**Supplied data:**
## begin

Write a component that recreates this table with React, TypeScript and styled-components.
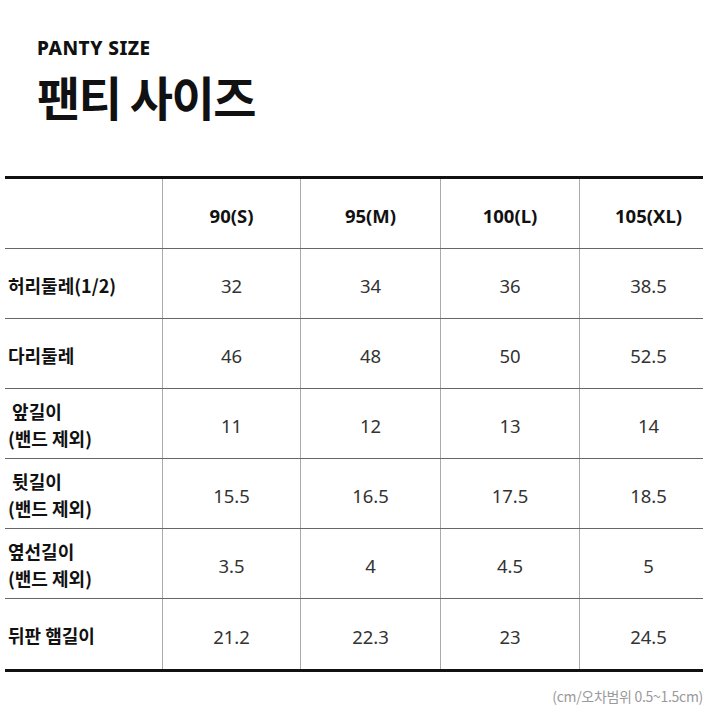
import React from "react";
import styled, { createGlobalStyle } from "styled-components";

const GlobalStyle = createGlobalStyle`
  body {
    margin: 0;
    background: #fff;
    font-family: "Noto Sans CJK KR", "Noto Sans", sans-serif;
    color: #111;
  }
`;

const Page = styled.div`
  width: 720px;
  height: 720px;
  padding-top: 37px;
  box-sizing: border-box;
  overflow: hidden;
`;

const TitleBlock = styled.div`
  padding-left: 37px;
  margin-bottom: 46px;
`;

const EnTitle = styled.div`
  font-family: "Noto Sans", sans-serif;
  font-weight: 800;
  font-size: 19px;
  line-height: 22px;
  letter-spacing: 0.5px;
  color: #111;
`;

const KoTitle = styled.h1`
  margin: 3px 0 0;
  font-family: "Noto Sans CJK KR", sans-serif;
  font-weight: 700;
  font-size: 47px;
  line-height: 68px;
  letter-spacing: -1.5px;
  color: #111;
`;

const Table = styled.div`
  margin-left: 5px;
  width: 698px;
  border-top: 3px solid #111;
  border-bottom: 3px solid #111;
`;

const Row = styled.div<{ $last?: boolean }>`
  display: grid;
  grid-template-columns: 157px 138px 140px 139px 124px;
  height: 70px;
  border-bottom: ${(p) => (p.$last ? "none" : "1px solid #666")};
  box-sizing: border-box;
`;

const Label = styled.div`
  display: flex;
  flex-direction: column;
  justify-content: center;
  padding: 3px 0 0 3px;
  font-weight: 700;
  font-size: 18px;
  line-height: 27px;
  color: #111;
  white-space: pre;
`;

const Cell = styled.div<{ $head?: boolean; $edge?: boolean }>`
  display: flex;
  align-items: center;
  justify-content: center;
  padding: 4px 0 0 ${(p) => (p.$edge ? "14px" : "0")};
  border-left: 1px solid #aaa;
  font-family: "Noto Sans", sans-serif;
  font-size: 18.5px;
  font-weight: ${(p) => (p.$head ? 700 : 400)};
  color: ${(p) => (p.$head ? "#111" : "#333")};
`;

const Note = styled.div`
  width: 703px;
  text-align: right;
  margin-top: 14px;
  font-size: 14px;
  letter-spacing: -0.3px;
  color: #9a9a9a;
`;

const sizes = ["90(S)", "95(M)", "100(L)", "105(XL)"];

const rows: { label: string[]; values: string[] }[] = [
  { label: ["허리둘레(1/2)"], values: ["32", "34", "36", "38.5"] },
  { label: ["다리둘레"], values: ["46", "48", "50", "52.5"] },
  { label: [" 앞길이", "(밴드 제외)"], values: ["11", "12", "13", "14"] },
  { label: [" 뒷길이", "(밴드 제외)"], values: ["15.5", "16.5", "17.5", "18.5"] },
  { label: ["옆선길이", "(밴드 제외)"], values: ["3.5", "4", "4.5", "5"] },
  { label: ["뒤판 햄길이"], values: ["21.2", "22.3", "23", "24.5"] },
];

export default function App() {
  return (
    <Page>
      <GlobalStyle />
      <TitleBlock>
        <EnTitle>PANTY SIZE</EnTitle>
        <KoTitle>팬티 사이즈</KoTitle>
      </TitleBlock>
      <Table>
        <Row>
          <Label />
          {sizes.map((s, i) => (
            <Cell key={s} $head $edge={i === 3}>
              {s}
            </Cell>
          ))}
        </Row>
        {rows.map((r, ri) => (
          <Row key={r.label.join("")} $last={ri === rows.length - 1}>
            <Label>
              {r.label.map((l) => (
                <span key={l}>{l}</span>
              ))}
            </Label>
            {r.values.map((v, i) => (
              <Cell key={i} $edge={i === 3}>
                {v}
              </Cell>
            ))}
          </Row>
        ))}
      </Table>
      <Note>(cm/오차범위 0.5~1.5cm)</Note>
    </Page>
  );
}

## end

**Task brief:** Keep the pictures out of the copy and write out the data exactly as it stands.

**Solved problem:**
Write a component that recreates this table with React, TypeScript and styled-components.
import React from "react";
import styled, { createGlobalStyle } from "styled-components";

const GlobalStyle = createGlobalStyle`
  body {
    margin: 0;
    background: #fff;
    font-family: "Noto Sans CJK KR", "Noto Sans", sans-serif;
    color: #111;
  }
`;

const Page = styled.div`
  width: 720px;
  height: 720px;
  padding-top: 37px;
  box-sizing: border-box;
  overflow: hidden;
`;

const TitleBlock = styled.div`
  padding-left: 37px;
  margin-bottom: 46px;
`;

const EnTitle = styled.div`
  font-family: "Noto Sans", sans-serif;
  font-weight: 800;
  font-size: 19px;
  line-height: 22px;
  letter-spacing: 0.5px;
  color: #111;
`;

const KoTitle = styled.h1`
  margin: 3px 0 0;
  font-family: "Noto Sans CJK KR", sans-serif;
  font-weight: 700;
  font-size: 47px;
  line-height: 68px;
  letter-spacing: -1.5px;
  color: #111;
`;

const Table = styled.div`
  margin-left: 5px;
  width: 698px;
  border-top: 3px solid #111;
  border-bottom: 3px solid #111;
`;

const Row = styled.div<{ $last?: boolean }>`
  display: grid;
  grid-template-columns: 157px 138px 140px 139px 124px;
  height: 70px;
  border-bottom: ${(p) => (p.$last ? "none" : "1px solid #666")};
  box-sizing: border-box;
`;

const Label = styled.div`
  display: flex;
  flex-direction: column;
  justify-content: center;
  padding: 3px 0 0 3px;
  font-weight: 700;
  font-size: 18px;
  line-height: 27px;
  color: #111;
  white-space: pre;
`;

const Cell = styled.div<{ $head?: boolean; $edge?: boolean }>`
  display: flex;
  align-items: center;
  justify-content: center;
  padding: 4px 0 0 ${(p) => (p.$edge ? "14px" : "0")};
  border-left: 1px solid #aaa;
  font-family: "Noto Sans", sans-serif;
  font-size: 18.5px;
  font-weight: ${(p) => (p.$head ? 700 : 400)};
  color: ${(p) => (p.$head ? "#111" : "#333")};
`;

const Note = styled.div`
  width: 703px;
  text-align: right;
  margin-top: 14px;
  font-size: 14px;
  letter-spacing: -0.3px;
  color: #9a9a9a;
`;

const sizes = ["90(S)", "95(M)", "100(L)", "105(XL)"];

const rows: { label: string[]; values: string[] }[] = [
  { label: ["허리둘레(1/2)"], values: ["32", "34", "36", "38.5"] },
  { label: ["다리둘레"], values: ["46", "48", "50", "52.5"] },
  { label: [" 앞길이", "(밴드 제외)"], values: ["11", "12", "13", "14"] },
  { label: [" 뒷길이", "(밴드 제외)"], values: ["15.5", "16.5", "17.5", "18.5"] },
  { label: ["옆선길이", "(밴드 제외)"], values: ["3.5", "4", "4.5", "5"] },
  { label: ["뒤판 햄길이"], values: ["21.2", "22.3", "23", "24.5"] },
];

export default function App() {
  return (
    <Page>
      <GlobalStyle />
      <TitleBlock>
        <EnTitle>PANTY SIZE</EnTitle>
        <KoTitle>팬티 사이즈</KoTitle>
      </TitleBlock>
      <Table>
        <Row>
          <Label />
          {sizes.map((s, i) => (
            <Cell key={s} $head $edge={i === 3}>
              {s}
            </Cell>
          ))}
        </Row>
        {rows.map((r, ri) => (
          <Row key={r.label.join("")} $last={ri === rows.length - 1}>
            <Label>
              {r.label.map((l) => (
                <span key={l}>{l}</span>
              ))}
            </Label>
            {r.values.map((v, i) => (
              <Cell key={i} $edge={i === 3}>
                {v}
              </Cell>
            ))}
          </Row>
        ))}
      </Table>
      <Note>(cm/오차범위 0.5~1.5cm)</Note>
    </Page>
  );
}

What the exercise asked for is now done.